We, the House reminds us that building features taken for granted today were once causes of trepidation. When indoor plumbing arrived, some worried that dampness from the pipes would rot a house’s wood framing. The coming of electricity to Ambleside in 1909 alarmed Emmaline. Henry tried to calm her by endorsing the electrician’s opinion: copper wires would conduct power safely throughout the home. To that, Emmaline retorted, “Of course he says it’s safe. He is the person who profits by its installation in our house. He loses not a farthing should my Ambleside be reduced to ash!”

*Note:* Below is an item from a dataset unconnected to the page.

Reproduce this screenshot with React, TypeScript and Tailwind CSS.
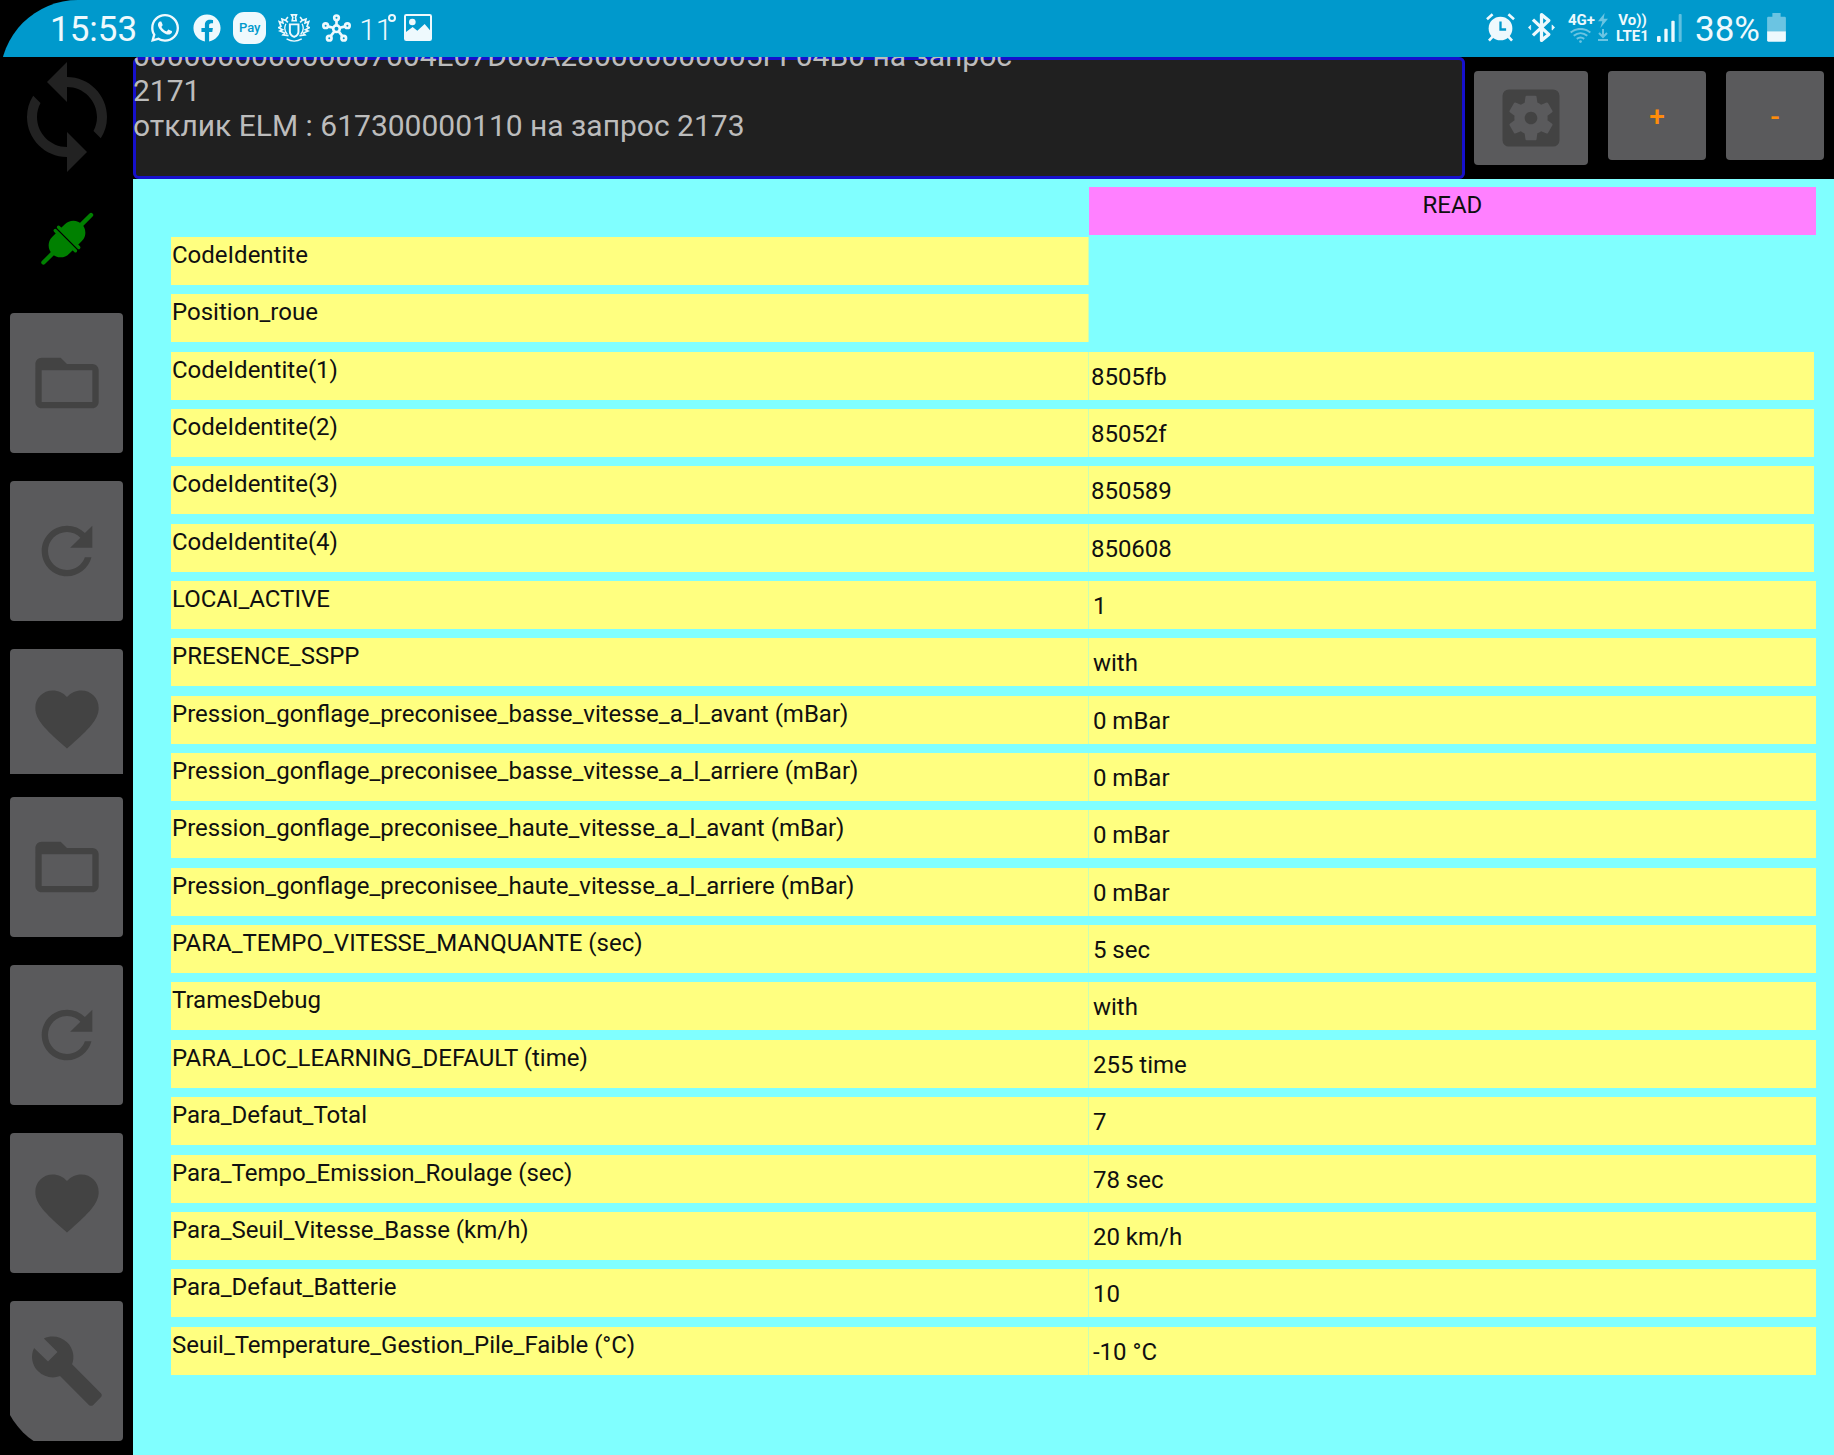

By the late 1940s, none of the Harts’ descendants had “the slightest interest in this grand dame of a house. They want modern, modern, modern.” Years later, Victorian houses are rediscovered, and Ambleside is purchased by a couple who adore 19th century survivors. A startling development in the final chapter leaves readers to contemplate how economics can disrupt even the most lovingly restored house.
The Peales and a few of the other characters in the book are fictional, but the house itself is genuine. The dwelling, which truly was called Ambleside, was built for Ashworth’s great-grandparents, and it stands to this day on a small rise in Newton, north of Wichita. It has been intensively researched by Ashworth, an architect who teaches design and architectural history at the New York School of Interior Design.
We, the House and “The Westward-Moving House” are enchanting works, presenting the transformation of American dwellings with a blend of well researched facts, sharp observation, and sly humor. They’re a great accompaniment to the Wrightwood 659 exhibition, but they’re also equally absorbing on their own.